I enjoyed reading the text and I have gained further ideas on how to make my own lectures better. This is always a great and positive feeling for an instructor reader to have. The exercises are some of the best I have seen: there are many problems to assign for homework, group work, and even exams. In addition, I liked that the problems varied from easy, medium, to difficult. The progression of challenging the student at every step of the learning process is wonderful. As Sisson and Szarvas point out: “This book arises from our deeply held belief that teaching and learning calculus should be a fascinating and rewarding experience for student and professor alike, playing a major role in the student’s overall academic growth.”

Indeed, while reading the text, I was reminded how much fun learning Calculus was and should be.
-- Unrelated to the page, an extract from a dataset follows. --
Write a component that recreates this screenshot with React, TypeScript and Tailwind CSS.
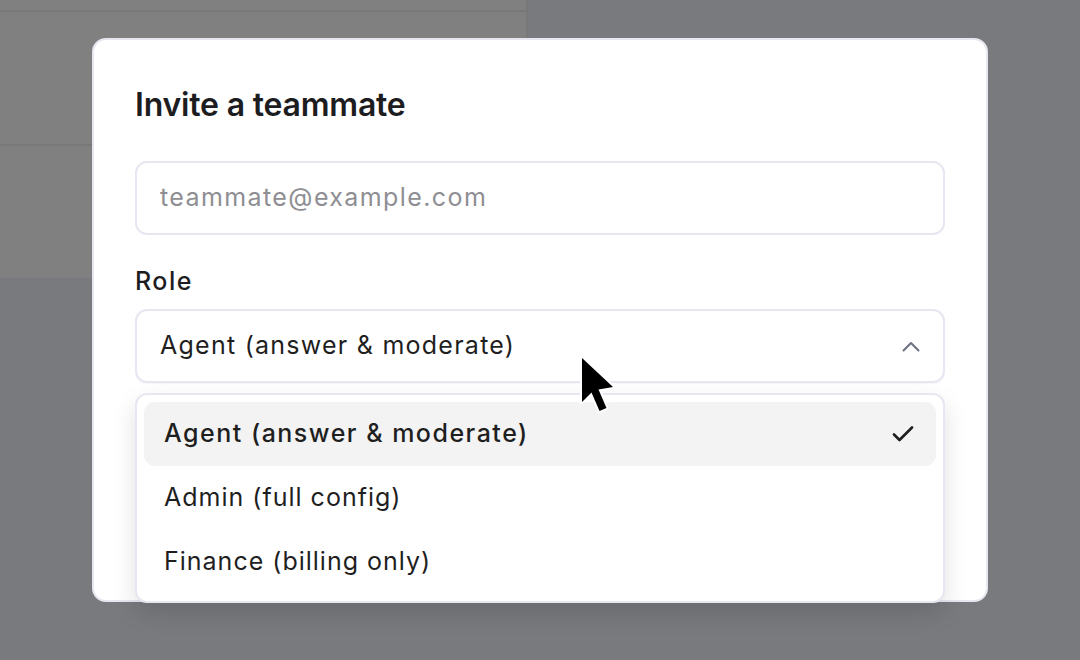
import React from "react";

function ChevronUp() {
  return (
    <svg width="18" height="11" viewBox="0 0 18 11" fill="none">
      <path d="M1.5 9.5 L9 2 L16.5 9.5" stroke="#6b7280" strokeWidth="2" strokeLinecap="round" strokeLinejoin="round" />
    </svg>
  );
}

function Check() {
  return (
    <svg width="22" height="16" viewBox="0 0 22 16" fill="none">
      <path d="M2 8.5 L7.5 14 L20 1.5" stroke="#1f1f1f" strokeWidth="2.6" strokeLinecap="round" strokeLinejoin="round" />
    </svg>
  );
}

function Cursor() {
  return (
    <svg width="40" height="60" viewBox="0 0 40 60" className="absolute left-[578px] top-[355px] z-20">
      <path
        d="M4 3 L4 47 L13.5 37.5 L21.5 56 L28.5 53 L20.5 34.5 L35 32 Z"
        fill="#000"
        stroke="#fff"
        strokeWidth="4"
        strokeLinejoin="round"
        paintOrder="stroke"
      />
    </svg>
  );
}

export default function App() {
  const items = [
    { label: "Agent (answer & moderate)", selected: true },
    { label: "Admin (full config)", selected: false },
    { label: "Finance (billing only)", selected: false },
  ];
  return (
    <div
      className="relative w-[1080px] h-[660px] overflow-hidden bg-[#797a7e]"
      style={{ fontFamily: "Inter, 'Noto Sans', 'Liberation Sans', sans-serif" }}
    >
      {/* dimmed page behind */}
      <div className="w-[528px] h-[278px] bg-[#808080] border-r-2 border-[#787878] flex flex-col">
        <div className="h-[10px]" />
        <div className="h-[2px] bg-[#787878]" />
        <div className="h-[132px]" />
        <div className="h-[2px] bg-[#787878]" />
      </div>

      {/* modal */}
      <div className="absolute left-[92px] top-[38px] w-[896px] h-[564px] bg-white rounded-[14px] border-2 border-[#e6e7f1] px-[41px] pt-[45px] flex flex-col">
        <h2 className="text-[32px] leading-[40px] font-semibold text-[#1d1d1f] tracking-[-0.2px]">
          Invite a teammate
        </h2>
        <div className="mt-[36px] h-[74px] rounded-[12px] border-2 border-[#e6e7f1] flex items-center px-[23px]">
          <span className="text-[25px] tracking-[1.4px] text-[#8e8e93]">teammate@example.com</span>
        </div>
        <div className="mt-[30px] text-[25px] leading-[32px] font-medium tracking-[1.5px] text-[#1d1d1f]">Role</div>
        <div className="relative mt-[12px]">
          <div className="h-[74px] rounded-[12px] border-2 border-[#e6e7f1] flex items-center justify-between pl-[23px] pr-[23px] shadow-[0_1px_2px_rgba(0,0,0,0.04)]">
            <span className="text-[25px] tracking-[1.25px] text-[#1f1f1f]">Agent (answer &amp; moderate)</span>
            <ChevronUp />
          </div>
          {/* dropdown */}
          <div className="absolute left-0 right-0 top-[84px] h-[210px] bg-white rounded-[12px] border-2 border-[#e6e7f1] p-[7px] shadow-[0_10px_24px_rgba(0,0,0,0.12)] flex flex-col z-10">
            {items.map((it) => (
              <div
                key={it.label}
                className={
                  "h-[64px] rounded-[11px] flex items-center justify-between pl-[20px] pr-[22px] " +
                  (it.selected ? "bg-[#f3f3f3]" : "")
                }
              >
                <span
                  className={
                    "text-[25px] text-[#1f1f1f] " +
                    (it.selected ? "font-medium tracking-[1.5px]" : "font-normal tracking-[1px]")
                  }
                >
                  {it.label}
                </span>
                {it.selected && <Check />}
              </div>
            ))}
          </div>
        </div>
      </div>

      <Cursor />
    </div>
  );
}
I can see how much fun it would be for a professor to use this book. Sisson and Szarvas have gone back to how to learn mathematics properly, which is through practice. It is through this drill and practice approach that Sisson and Szarvas have written a book that takes the reader from problem solving to the rigor of concepts, definitions, and mathematical proofs in a well thought out way.
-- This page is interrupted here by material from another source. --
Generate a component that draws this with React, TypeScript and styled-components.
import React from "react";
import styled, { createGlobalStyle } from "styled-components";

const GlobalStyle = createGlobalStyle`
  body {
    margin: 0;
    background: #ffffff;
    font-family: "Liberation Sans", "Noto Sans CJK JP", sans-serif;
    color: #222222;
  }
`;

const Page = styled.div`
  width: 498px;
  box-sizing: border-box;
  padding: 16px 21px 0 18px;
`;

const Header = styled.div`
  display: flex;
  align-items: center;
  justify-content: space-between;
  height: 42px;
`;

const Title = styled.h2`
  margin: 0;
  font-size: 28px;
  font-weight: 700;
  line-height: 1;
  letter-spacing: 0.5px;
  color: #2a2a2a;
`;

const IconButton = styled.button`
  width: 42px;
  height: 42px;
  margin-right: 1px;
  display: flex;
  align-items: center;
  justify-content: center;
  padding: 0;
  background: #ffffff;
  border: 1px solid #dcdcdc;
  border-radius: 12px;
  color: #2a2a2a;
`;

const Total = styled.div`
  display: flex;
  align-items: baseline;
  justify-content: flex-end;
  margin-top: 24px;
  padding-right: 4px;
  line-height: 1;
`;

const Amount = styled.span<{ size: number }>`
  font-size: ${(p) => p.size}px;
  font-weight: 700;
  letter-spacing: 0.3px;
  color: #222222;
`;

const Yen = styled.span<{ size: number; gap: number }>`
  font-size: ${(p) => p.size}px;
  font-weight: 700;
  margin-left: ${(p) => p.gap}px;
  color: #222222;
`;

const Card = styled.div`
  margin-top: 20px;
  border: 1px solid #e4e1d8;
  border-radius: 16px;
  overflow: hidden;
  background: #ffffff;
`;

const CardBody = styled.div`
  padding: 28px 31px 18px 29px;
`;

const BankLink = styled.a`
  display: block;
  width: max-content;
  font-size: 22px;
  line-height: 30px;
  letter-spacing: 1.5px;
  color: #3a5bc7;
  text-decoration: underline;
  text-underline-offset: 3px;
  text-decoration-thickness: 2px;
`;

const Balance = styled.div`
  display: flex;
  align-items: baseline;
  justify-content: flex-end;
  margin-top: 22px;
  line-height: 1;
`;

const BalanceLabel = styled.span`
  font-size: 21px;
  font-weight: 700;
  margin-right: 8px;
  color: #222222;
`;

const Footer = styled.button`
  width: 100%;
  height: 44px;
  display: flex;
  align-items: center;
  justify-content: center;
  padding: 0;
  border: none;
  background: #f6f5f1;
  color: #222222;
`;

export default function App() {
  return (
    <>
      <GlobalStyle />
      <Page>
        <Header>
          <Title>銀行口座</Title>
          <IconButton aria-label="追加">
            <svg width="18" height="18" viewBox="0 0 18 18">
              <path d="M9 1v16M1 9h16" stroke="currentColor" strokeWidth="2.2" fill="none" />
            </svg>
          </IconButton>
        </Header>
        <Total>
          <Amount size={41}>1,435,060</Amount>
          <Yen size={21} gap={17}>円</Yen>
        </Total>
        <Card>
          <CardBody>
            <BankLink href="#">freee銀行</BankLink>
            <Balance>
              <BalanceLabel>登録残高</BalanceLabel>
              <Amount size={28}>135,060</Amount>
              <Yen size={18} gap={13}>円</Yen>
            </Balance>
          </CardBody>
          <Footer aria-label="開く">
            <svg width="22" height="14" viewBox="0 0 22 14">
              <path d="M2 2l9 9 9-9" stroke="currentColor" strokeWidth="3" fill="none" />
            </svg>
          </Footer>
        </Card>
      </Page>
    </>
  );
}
There are many applications, ranging from the sciences, business, and the social sciences, which adds a lot of value to the text. Many of these applications include real-world data to pull in the reader even further. At the end of each chapter are projects that go beyond what is taught in the classroom and make the students bring together concepts and apply them to more complex situations. In addition, as with other Calculus texts, there are chapter review exercises and many technology software packages are weaved throughout the text. The overall appearance of the text is very modern and eye appealing, with the sculpture Arabesque XXIX by the American artist Robert Longhurst on the cover. Inside, the book is very clean in the presentation of examples, technology, and pictures.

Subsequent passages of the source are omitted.